** Start **

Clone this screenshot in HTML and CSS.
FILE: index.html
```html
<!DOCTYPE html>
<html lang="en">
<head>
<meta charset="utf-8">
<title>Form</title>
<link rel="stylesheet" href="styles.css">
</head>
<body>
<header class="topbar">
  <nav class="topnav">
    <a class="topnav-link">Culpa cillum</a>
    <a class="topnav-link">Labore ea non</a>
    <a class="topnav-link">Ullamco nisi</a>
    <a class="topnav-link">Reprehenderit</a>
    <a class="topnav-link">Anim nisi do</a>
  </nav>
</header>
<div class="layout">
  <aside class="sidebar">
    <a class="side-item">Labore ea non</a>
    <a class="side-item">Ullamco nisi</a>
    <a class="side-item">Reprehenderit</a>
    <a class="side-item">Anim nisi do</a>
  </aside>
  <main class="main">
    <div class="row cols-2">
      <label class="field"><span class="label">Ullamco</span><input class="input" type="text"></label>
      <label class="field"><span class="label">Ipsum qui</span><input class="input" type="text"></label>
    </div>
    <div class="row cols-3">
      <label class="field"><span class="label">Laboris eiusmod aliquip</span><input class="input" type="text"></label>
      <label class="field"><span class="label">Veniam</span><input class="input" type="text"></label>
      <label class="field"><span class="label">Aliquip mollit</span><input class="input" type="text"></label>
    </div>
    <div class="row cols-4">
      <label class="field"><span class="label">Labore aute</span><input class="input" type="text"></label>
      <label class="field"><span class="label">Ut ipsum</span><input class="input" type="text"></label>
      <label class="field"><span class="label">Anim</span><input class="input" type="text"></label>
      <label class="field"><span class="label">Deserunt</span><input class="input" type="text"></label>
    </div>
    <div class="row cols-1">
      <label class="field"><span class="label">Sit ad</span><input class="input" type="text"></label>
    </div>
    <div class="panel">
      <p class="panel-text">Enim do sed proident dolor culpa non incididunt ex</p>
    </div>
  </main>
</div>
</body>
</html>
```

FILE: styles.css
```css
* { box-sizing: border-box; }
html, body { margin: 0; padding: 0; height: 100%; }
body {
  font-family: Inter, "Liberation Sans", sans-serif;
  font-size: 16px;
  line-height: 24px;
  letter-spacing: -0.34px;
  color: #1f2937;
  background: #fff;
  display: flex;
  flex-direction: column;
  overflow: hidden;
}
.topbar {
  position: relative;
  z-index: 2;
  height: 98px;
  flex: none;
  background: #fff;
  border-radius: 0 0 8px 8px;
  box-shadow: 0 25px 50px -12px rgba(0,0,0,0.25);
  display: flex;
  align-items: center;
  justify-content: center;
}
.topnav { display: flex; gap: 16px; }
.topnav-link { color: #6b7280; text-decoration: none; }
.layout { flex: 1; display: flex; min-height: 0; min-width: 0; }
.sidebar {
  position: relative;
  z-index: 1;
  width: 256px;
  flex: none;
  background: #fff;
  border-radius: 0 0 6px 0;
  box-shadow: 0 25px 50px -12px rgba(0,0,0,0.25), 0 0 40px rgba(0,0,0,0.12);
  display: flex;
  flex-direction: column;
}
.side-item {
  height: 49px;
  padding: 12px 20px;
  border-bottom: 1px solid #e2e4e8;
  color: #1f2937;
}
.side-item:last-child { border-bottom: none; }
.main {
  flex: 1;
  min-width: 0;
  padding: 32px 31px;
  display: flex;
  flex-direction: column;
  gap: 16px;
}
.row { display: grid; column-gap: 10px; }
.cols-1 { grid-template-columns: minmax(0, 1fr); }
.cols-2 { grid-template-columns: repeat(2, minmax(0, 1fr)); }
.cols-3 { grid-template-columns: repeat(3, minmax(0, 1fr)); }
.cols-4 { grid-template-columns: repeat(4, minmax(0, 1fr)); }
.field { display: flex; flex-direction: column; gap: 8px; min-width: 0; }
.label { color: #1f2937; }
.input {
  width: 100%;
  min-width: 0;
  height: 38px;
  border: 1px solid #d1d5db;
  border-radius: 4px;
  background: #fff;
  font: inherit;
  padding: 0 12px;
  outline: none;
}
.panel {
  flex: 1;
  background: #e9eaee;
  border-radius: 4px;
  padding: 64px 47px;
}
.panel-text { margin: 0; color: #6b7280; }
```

** End **

- [WHAT IS REQUIRED]: Reproduce the data in its entirety, matching each character.

- [THE RESULT]:
Clone this screenshot in HTML and CSS.
FILE: index.html
```html
<!DOCTYPE html>
<html lang="en">
<head>
<meta charset="utf-8">
<title>Form</title>
<link rel="stylesheet" href="styles.css">
</head>
<body>
<header class="topbar">
  <nav class="topnav">
    <a class="topnav-link">Culpa cillum</a>
    <a class="topnav-link">Labore ea non</a>
    <a class="topnav-link">Ullamco nisi</a>
    <a class="topnav-link">Reprehenderit</a>
    <a class="topnav-link">Anim nisi do</a>
  </nav>
</header>
<div class="layout">
  <aside class="sidebar">
    <a class="side-item">Labore ea non</a>
    <a class="side-item">Ullamco nisi</a>
    <a class="side-item">Reprehenderit</a>
    <a class="side-item">Anim nisi do</a>
  </aside>
  <main class="main">
    <div class="row cols-2">
      <label class="field"><span class="label">Ullamco</span><input class="input" type="text"></label>
      <label class="field"><span class="label">Ipsum qui</span><input class="input" type="text"></label>
    </div>
    <div class="row cols-3">
      <label class="field"><span class="label">Laboris eiusmod aliquip</span><input class="input" type="text"></label>
      <label class="field"><span class="label">Veniam</span><input class="input" type="text"></label>
      <label class="field"><span class="label">Aliquip mollit</span><input class="input" type="text"></label>
    </div>
    <div class="row cols-4">
      <label class="field"><span class="label">Labore aute</span><input class="input" type="text"></label>
      <label class="field"><span class="label">Ut ipsum</span><input class="input" type="text"></label>
      <label class="field"><span class="label">Anim</span><input class="input" type="text"></label>
      <label class="field"><span class="label">Deserunt</span><input class="input" type="text"></label>
    </div>
    <div class="row cols-1">
      <label class="field"><span class="label">Sit ad</span><input class="input" type="text"></label>
    </div>
    <div class="panel">
      <p class="panel-text">Enim do sed proident dolor culpa non incididunt ex</p>
    </div>
  </main>
</div>
</body>
</html>
```

FILE: styles.css
```css
* { box-sizing: border-box; }
html, body { margin: 0; padding: 0; height: 100%; }
body {
  font-family: Inter, "Liberation Sans", sans-serif;
  font-size: 16px;
  line-height: 24px;
  letter-spacing: -0.34px;
  color: #1f2937;
  background: #fff;
  display: flex;
  flex-direction: column;
  overflow: hidden;
}
.topbar {
  position: relative;
  z-index: 2;
  height: 98px;
  flex: none;
  background: #fff;
  border-radius: 0 0 8px 8px;
  box-shadow: 0 25px 50px -12px rgba(0,0,0,0.25);
  display: flex;
  align-items: center;
  justify-content: center;
}
.topnav { display: flex; gap: 16px; }
.topnav-link { color: #6b7280; text-decoration: none; }
.layout { flex: 1; display: flex; min-height: 0; min-width: 0; }
.sidebar {
  position: relative;
  z-index: 1;
  width: 256px;
  flex: none;
  background: #fff;
  border-radius: 0 0 6px 0;
  box-shadow: 0 25px 50px -12px rgba(0,0,0,0.25), 0 0 40px rgba(0,0,0,0.12);
  display: flex;
  flex-direction: column;
}
.side-item {
  height: 49px;
  padding: 12px 20px;
  border-bottom: 1px solid #e2e4e8;
  color: #1f2937;
}
.side-item:last-child { border-bottom: none; }
.main {
  flex: 1;
  min-width: 0;
  padding: 32px 31px;
  display: flex;
  flex-direction: column;
  gap: 16px;
}
.row { display: grid; column-gap: 10px; }
.cols-1 { grid-template-columns: minmax(0, 1fr); }
.cols-2 { grid-template-columns: repeat(2, minmax(0, 1fr)); }
.cols-3 { grid-template-columns: repeat(3, minmax(0, 1fr)); }
.cols-4 { grid-template-columns: repeat(4, minmax(0, 1fr)); }
.field { display: flex; flex-direction: column; gap: 8px; min-width: 0; }
.label { color: #1f2937; }
.input {
  width: 100%;
  min-width: 0;
  height: 38px;
  border: 1px solid #d1d5db;
  border-radius: 4px;
  background: #fff;
  font: inherit;
  padding: 0 12px;
  outline: none;
}
.panel {
  flex: 1;
  background: #e9eaee;
  border-radius: 4px;
  padding: 64px 47px;
}
.panel-text { margin: 0; color: #6b7280; }
```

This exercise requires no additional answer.